Once we have seen how people were driven off the land and otherwise dispoiled of their means of production and reproduction, how their existing social and cultural relations were destroyed, how they were thus forced to sell their life-time as the commodity labor-power, and found their lives subordinated to work, then it is much easier to understand why Marx elaborated a “labor” theory of value (because the substance of the social relations of capitalism is imposed work) and why he pays so much attention to the “commodity form” (the form of the imposition of work). At each step of his abstract discussion of the substance, measure and form of value, we will find it easier to explore the social and class meaning of their various aspects thanks to our reading of Part VIII. If the imposition of work on most members of society through the commodity form, i.e., through the process of forcing them into the labor market, is the defining case of exchange in society, then we can see how every aspect of exchange, including the role of money, is an aspect of that central class relationship. To remember this after stating it as an abstraction is difficult. To remember it after having explored the historical period of the inception of the commodity form is much easier.”

Maybe what this really boils down to is that we shouldn’t read Capital so much as re-read it. (This was my approach when I was reading Capital for the first time, as well as other difficult material – come to think of it, pretty much all German stuff … Kant, Marx, Hegel, Habermas … weird … I guess I later started applying this elsewhere. What I tried to do and sometimes still do though less rigorously/vigorously, was to never give up on reading, specifically by initially committing at a minimum to looking at all the words, rather than committing to understanding. After looking at all the words I could at least go back to the text in discussion, more than I could if I hadn’t looked at all the words, then actually read it, and afterward re-read it.) Speculation, check.


As I said, a post in reverse order, sort of. The preface: For a variety of reasons, some good and some bad, some planned and some accidental, more often than not I feel short on time and mental and emotional energy. It has been probably 9 months since I’ve felt like I’ve had adequate time, even if then, maybe longer. I feel like I miss out on a lot of things that I very much want to be part of and shortchange a lot of people who I care about and like (and enjoy, such that said shortchanging also shortchanges me). On both lists is NP.

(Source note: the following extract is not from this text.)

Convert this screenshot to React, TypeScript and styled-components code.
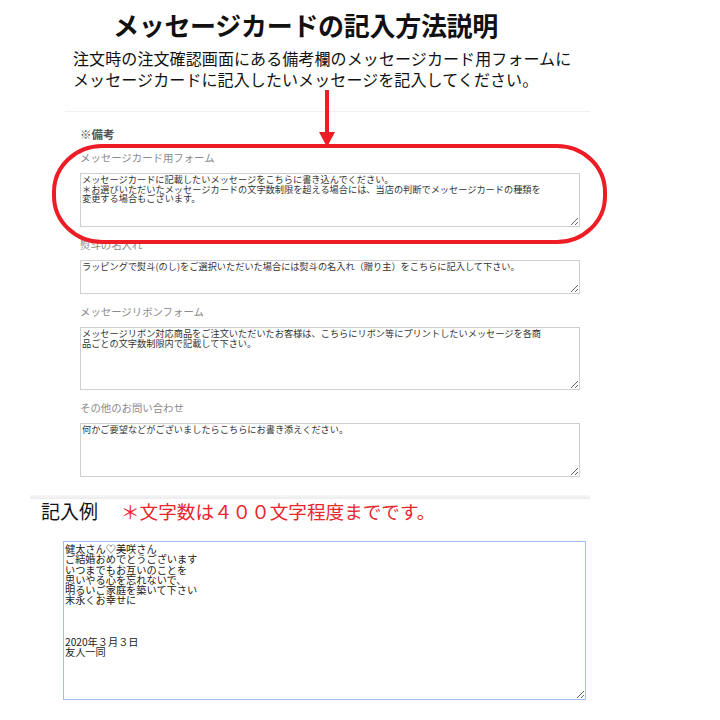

I had another thought as I was working on another post which will be up soon-ish. (I’ve had what is for me a fair bit of caffeine and sugar today, and I’m listening to some fast tense music, maybe that’s part of why I feel like I’m writing like 3 things at once [I’m usually doing more than one thing at once, it’s an ambivalent habit]. I’m currently working on a post about some Foucault stuff that made me think of this.) For all my exasperation with Negri, Negri has an essential insight (taken up by Cleaver, and others have had this insight too as both Negri and especially Cleaver indicate, for instance Tronti‘s ‘copernican inversion’) about perspectives in reading Marx and understanding capitalism.

That is: there is are important differences between labor power as subject and as object, and there are various modes of each (subjects and objects, or workers as subjects and workers as subjected, in various ways). I fumbled toward this in theoretical terms in considering the phrases ‘vogelfrei’ (free as a bird) in Marx here, suggesting that the metaphor can mean both the animalizing of the proletariat – the standard rendering of the term in Marx translations plays up the rightlessness of the proletariat – as well as the proletariat as having a power of flight, the power which Negri and Virno and others under the term ‘exodus.’

Negri and Cleaver and others in the general theoretical tendency often called ‘autonomist marxism’ (the term has a broader and narrower scope depending on who is talking) often emphasize the self-activity of the working class and on paying attention to what they call the self-valorization of the working class. I think Michael Hardt provides a useful distinction for characterizing this, that between critical marxism and projective marxism – “a Marxism of proletarian projectiveness” (here) drawing upon “a projective logic in Marx’s work” (here; actually re-reading that dissertation might be useful, though I’m most interested in the stuff after the chapters on Spinoza).

Matt’s recent question to me about my focus on the state was I think in part a question about why I’ve more recently(ish) gone back to an interest in critical marxism. At least that’s how I took it.

There are think two or three reasons for this, aside from simply following what I’m fired up about. Part of this is that I think there are conceptual mistakes made in at least some of the projective stuff, though not necessarily in that whole approach as such (some of these mistakes I’ve harped on about re: Negri). Part of this is that I think there’s useful knowledge to be had from the critical approach – something I doubt anyone would explicitly deny, though Negri’s remarks that negativity is over I think imply this, suggesting that critical marxism has been superceded by projective marxism. A third reason has to do with organization. I’m not sure how to put this. I think there’s a lot that’s right, I would even say invaluable, irreplaceable, necessary, about the projective stuff – like the point about the power of the working class to be subject(s) – that is, the self-determining power of the working class, the point that the working class is underdetermined by capital (overdetermination be damned). Still, I can definitely say that at the very least I’ve find more recently in the operaismo reading group and in reading Negri and in the operaismo reading that this doesn’t really satisfy me anymore. And some of the time I think it can serve to obscure or prevent thought on organization of the type that is very important (or at the least that I really want right now). I feel like this focus also doesn’t do enough to enhance political perspectives – one piece of evidence is the movementism of many autonomists and the ways that their politics often seem to be determined by their involvement (which is right and smart, but then what does the theory add? I feel like sometimes it’s as much an expression and defense of a political position as it is an enhancement thereof. Maybe that’s always true, though. Hmm. Anyhow… ) That is, the assertion of a projective perspective can stand in for actual projects of organization (a la the Marx dis on Feuerbach that I like so much), and the assertion or enactment of a critical perspective is compatible with carrying out organization (as much of the history of working class and radical organization demonstrates, for all the flaws we can – and should – notice and criticize).

I had set out on this edited/inserted additional point to ask which perspective on labor power was the right one in reading Marx – to ask, in the terms I’ve just been using, if the conceptual centrality of labor power should be understood from a critical or projective point of view – but I think that may be wrongheaded. I’m tempted to use that old dear term ‘dialectic’ here but instead I’ll just say that maybe the best use of v1 of Capital is as a way to think through matters of criticizing and of projects, in relation to each other and to specific circumstances.